Material for the task:
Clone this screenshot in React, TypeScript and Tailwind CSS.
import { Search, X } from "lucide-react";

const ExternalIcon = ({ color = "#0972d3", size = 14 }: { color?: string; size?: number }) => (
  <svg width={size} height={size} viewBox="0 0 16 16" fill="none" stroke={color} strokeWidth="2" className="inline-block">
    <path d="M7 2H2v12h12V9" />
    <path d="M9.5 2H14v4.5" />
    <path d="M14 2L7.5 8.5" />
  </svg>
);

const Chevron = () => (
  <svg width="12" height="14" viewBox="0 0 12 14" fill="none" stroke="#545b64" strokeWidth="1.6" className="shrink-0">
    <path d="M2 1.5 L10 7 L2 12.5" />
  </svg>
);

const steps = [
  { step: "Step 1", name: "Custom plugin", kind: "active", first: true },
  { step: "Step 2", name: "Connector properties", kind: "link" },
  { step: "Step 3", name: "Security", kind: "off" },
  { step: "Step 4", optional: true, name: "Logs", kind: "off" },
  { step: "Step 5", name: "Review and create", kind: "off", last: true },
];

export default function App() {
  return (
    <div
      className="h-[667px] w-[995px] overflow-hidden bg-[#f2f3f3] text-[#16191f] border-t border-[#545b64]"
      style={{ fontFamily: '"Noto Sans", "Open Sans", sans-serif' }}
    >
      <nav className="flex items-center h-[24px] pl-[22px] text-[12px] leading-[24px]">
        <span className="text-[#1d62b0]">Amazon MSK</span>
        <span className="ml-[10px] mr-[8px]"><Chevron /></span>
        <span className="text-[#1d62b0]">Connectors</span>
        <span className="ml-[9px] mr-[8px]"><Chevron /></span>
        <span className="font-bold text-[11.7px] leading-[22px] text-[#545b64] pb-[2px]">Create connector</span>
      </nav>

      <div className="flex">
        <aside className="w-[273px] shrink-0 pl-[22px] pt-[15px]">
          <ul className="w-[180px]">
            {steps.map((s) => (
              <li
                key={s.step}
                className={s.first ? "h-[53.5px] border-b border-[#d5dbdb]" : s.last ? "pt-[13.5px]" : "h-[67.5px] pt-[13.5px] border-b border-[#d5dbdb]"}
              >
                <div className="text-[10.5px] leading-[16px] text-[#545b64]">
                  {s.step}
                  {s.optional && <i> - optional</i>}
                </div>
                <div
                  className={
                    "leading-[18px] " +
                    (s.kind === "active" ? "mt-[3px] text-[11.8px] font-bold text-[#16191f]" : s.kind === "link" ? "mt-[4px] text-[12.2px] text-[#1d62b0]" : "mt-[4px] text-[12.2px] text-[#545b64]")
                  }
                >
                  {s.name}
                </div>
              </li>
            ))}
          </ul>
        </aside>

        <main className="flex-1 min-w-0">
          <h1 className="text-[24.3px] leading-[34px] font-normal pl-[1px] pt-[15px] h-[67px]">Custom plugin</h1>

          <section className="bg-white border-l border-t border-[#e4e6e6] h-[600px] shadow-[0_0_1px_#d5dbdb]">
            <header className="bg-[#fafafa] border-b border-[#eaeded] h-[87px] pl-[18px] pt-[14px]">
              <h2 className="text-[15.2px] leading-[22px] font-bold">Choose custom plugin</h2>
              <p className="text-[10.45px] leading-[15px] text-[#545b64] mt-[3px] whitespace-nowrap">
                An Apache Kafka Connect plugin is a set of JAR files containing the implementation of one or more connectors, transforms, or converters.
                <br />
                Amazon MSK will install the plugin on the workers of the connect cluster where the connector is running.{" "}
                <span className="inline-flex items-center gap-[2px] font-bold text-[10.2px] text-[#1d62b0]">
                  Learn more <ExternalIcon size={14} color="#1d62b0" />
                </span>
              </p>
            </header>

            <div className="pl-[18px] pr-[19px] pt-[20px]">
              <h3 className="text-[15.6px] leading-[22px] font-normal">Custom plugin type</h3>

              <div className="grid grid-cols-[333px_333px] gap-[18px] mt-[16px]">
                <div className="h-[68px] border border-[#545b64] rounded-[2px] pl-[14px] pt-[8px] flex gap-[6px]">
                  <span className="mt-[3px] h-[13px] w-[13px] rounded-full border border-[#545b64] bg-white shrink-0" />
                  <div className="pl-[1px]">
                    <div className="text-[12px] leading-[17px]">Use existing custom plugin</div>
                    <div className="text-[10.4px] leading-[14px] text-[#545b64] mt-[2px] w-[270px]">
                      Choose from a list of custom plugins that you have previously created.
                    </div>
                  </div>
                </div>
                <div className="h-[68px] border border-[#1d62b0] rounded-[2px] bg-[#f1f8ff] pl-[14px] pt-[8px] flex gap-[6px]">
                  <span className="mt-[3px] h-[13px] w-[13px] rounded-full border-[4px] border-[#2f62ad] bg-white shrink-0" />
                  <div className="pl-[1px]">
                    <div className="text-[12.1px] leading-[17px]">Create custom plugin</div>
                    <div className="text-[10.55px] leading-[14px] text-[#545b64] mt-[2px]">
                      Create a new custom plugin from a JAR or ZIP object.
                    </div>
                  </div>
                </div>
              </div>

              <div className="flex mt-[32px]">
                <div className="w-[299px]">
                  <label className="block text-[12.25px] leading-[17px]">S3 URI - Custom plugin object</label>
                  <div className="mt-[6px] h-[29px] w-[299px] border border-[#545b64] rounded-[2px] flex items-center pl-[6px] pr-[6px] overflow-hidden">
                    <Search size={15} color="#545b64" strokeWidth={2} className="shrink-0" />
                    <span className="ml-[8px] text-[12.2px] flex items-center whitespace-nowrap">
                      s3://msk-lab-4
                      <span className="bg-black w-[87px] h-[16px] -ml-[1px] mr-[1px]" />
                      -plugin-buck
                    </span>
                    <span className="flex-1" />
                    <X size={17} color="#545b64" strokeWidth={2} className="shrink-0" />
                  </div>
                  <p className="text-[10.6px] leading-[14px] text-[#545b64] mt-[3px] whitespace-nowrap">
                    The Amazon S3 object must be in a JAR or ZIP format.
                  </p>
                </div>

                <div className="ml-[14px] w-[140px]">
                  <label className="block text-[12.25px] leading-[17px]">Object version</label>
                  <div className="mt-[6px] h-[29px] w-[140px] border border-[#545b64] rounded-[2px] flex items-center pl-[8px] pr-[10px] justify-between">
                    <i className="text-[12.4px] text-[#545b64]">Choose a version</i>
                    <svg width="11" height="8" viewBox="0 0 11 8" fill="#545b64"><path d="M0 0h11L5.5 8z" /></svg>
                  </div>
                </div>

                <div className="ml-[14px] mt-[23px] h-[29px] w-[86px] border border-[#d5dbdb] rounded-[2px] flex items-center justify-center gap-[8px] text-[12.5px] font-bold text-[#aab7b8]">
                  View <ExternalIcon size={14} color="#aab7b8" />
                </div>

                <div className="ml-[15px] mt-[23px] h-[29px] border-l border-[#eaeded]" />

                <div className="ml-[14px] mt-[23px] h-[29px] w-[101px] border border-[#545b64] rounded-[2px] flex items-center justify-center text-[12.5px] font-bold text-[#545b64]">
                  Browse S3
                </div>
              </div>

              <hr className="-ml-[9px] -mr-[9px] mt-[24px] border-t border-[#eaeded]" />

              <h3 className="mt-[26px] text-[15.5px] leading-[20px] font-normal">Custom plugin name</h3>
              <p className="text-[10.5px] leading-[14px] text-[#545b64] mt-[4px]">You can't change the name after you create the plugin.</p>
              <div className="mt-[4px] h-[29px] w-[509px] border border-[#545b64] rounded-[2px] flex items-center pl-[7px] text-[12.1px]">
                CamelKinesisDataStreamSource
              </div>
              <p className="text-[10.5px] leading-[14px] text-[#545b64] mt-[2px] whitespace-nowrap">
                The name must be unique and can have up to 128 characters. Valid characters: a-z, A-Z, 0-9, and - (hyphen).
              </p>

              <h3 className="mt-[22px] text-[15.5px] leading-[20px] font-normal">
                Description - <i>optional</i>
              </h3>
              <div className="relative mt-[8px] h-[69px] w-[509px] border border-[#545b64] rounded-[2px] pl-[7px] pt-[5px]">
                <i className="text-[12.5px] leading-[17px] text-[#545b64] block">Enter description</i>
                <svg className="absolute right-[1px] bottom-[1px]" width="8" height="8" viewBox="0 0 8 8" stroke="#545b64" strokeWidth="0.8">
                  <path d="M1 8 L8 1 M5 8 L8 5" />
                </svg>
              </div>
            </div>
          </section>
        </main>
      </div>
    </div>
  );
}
--
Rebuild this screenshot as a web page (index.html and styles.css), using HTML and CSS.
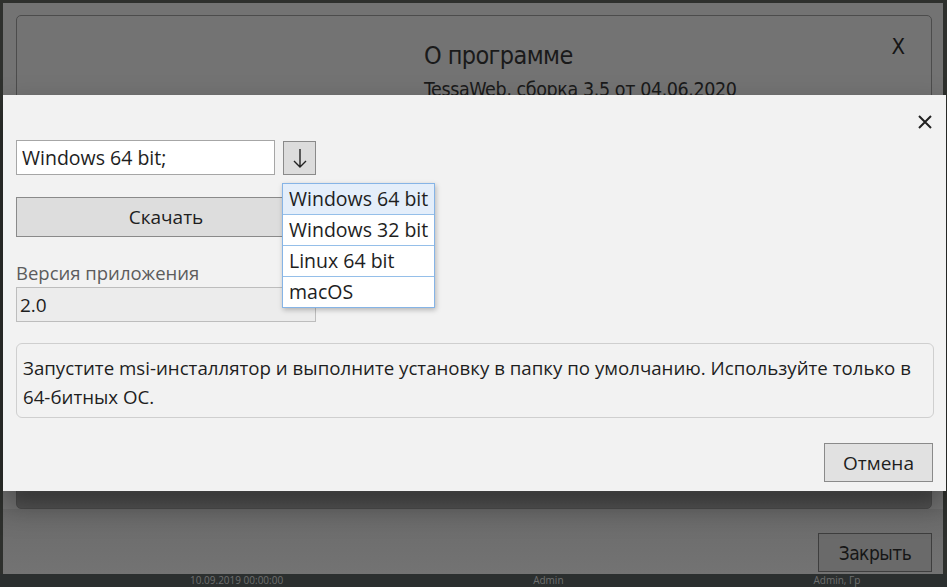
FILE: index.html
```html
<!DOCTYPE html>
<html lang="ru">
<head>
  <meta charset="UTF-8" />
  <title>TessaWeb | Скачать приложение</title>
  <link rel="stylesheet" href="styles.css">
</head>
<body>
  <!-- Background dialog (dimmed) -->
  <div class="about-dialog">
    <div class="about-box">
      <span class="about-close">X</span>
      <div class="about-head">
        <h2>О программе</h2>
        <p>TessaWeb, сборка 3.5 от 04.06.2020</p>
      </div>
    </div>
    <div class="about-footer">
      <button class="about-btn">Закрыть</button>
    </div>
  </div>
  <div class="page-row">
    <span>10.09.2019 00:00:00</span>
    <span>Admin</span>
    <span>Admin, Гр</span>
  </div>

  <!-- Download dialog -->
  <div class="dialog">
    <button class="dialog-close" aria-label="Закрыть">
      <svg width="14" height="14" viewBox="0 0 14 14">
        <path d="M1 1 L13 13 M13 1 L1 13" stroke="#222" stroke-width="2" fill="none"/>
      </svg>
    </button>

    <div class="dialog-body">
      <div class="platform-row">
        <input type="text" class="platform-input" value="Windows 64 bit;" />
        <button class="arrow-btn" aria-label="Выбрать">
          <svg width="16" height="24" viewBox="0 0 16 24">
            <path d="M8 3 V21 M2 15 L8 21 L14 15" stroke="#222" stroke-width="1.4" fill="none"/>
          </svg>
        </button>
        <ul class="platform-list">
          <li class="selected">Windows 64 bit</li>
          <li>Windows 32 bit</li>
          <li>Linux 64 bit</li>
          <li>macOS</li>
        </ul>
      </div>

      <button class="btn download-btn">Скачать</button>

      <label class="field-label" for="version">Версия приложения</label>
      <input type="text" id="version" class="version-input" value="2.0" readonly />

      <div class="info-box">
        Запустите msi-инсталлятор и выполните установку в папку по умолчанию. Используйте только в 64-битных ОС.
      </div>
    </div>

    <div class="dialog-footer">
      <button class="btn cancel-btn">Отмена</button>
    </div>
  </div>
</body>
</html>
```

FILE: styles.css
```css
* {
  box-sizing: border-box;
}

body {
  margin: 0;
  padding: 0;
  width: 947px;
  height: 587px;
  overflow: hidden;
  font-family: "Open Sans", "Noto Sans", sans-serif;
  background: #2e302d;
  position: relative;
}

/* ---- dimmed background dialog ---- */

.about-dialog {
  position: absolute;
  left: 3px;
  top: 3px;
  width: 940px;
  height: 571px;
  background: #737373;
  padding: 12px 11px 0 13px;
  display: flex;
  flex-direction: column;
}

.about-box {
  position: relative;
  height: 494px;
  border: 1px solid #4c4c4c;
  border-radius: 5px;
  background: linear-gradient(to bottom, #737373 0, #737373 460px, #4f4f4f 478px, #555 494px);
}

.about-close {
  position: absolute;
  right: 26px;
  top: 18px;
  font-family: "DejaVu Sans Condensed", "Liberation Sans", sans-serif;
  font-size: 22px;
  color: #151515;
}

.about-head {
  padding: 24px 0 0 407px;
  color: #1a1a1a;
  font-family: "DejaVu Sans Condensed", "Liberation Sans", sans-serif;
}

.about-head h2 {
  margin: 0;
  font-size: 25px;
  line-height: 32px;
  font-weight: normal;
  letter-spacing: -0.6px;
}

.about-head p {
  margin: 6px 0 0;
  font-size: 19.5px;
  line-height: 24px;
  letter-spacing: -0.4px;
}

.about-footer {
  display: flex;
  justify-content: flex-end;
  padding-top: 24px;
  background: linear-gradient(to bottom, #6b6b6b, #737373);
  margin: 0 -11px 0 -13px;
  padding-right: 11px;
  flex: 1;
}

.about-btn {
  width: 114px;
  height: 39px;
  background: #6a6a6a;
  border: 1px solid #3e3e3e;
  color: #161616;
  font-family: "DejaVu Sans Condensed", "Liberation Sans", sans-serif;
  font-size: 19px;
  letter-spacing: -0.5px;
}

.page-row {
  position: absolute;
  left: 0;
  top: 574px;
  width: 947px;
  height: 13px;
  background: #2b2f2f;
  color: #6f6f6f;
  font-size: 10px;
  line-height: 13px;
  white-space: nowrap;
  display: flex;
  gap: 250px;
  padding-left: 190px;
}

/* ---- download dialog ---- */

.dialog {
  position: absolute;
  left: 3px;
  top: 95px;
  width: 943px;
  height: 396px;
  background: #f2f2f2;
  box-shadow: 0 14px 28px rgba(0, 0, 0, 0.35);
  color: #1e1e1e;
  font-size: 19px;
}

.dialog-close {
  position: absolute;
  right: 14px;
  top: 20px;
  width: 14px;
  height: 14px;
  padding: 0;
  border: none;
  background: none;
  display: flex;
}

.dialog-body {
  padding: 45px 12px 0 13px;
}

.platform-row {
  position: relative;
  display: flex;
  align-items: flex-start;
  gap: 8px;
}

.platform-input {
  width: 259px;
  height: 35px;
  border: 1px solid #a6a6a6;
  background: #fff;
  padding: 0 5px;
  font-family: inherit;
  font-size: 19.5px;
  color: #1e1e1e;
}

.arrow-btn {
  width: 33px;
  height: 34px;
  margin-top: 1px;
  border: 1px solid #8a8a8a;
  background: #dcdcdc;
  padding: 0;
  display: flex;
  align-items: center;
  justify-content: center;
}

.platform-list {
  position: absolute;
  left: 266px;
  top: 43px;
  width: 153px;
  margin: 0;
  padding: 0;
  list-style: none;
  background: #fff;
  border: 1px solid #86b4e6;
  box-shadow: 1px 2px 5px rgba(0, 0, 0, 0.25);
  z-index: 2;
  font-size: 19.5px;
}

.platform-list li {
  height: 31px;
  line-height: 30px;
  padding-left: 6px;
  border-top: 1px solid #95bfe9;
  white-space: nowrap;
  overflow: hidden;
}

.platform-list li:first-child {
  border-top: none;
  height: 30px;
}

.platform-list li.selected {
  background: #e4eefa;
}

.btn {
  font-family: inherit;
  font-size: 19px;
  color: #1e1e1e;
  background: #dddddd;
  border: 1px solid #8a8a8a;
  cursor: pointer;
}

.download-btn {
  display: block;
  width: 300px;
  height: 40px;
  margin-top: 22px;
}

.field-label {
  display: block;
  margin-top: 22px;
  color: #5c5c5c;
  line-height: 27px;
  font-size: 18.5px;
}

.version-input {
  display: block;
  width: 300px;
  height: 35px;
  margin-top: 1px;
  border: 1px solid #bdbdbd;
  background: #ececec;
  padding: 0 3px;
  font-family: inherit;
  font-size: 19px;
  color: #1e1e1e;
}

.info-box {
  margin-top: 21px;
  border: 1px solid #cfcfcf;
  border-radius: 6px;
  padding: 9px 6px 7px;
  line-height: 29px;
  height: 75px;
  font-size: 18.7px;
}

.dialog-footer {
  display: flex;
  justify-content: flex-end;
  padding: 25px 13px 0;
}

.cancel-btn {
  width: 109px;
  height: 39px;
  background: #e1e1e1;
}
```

Task to carry out: Your answer should be a single number: the count of lines containing the word "page".

Output: 3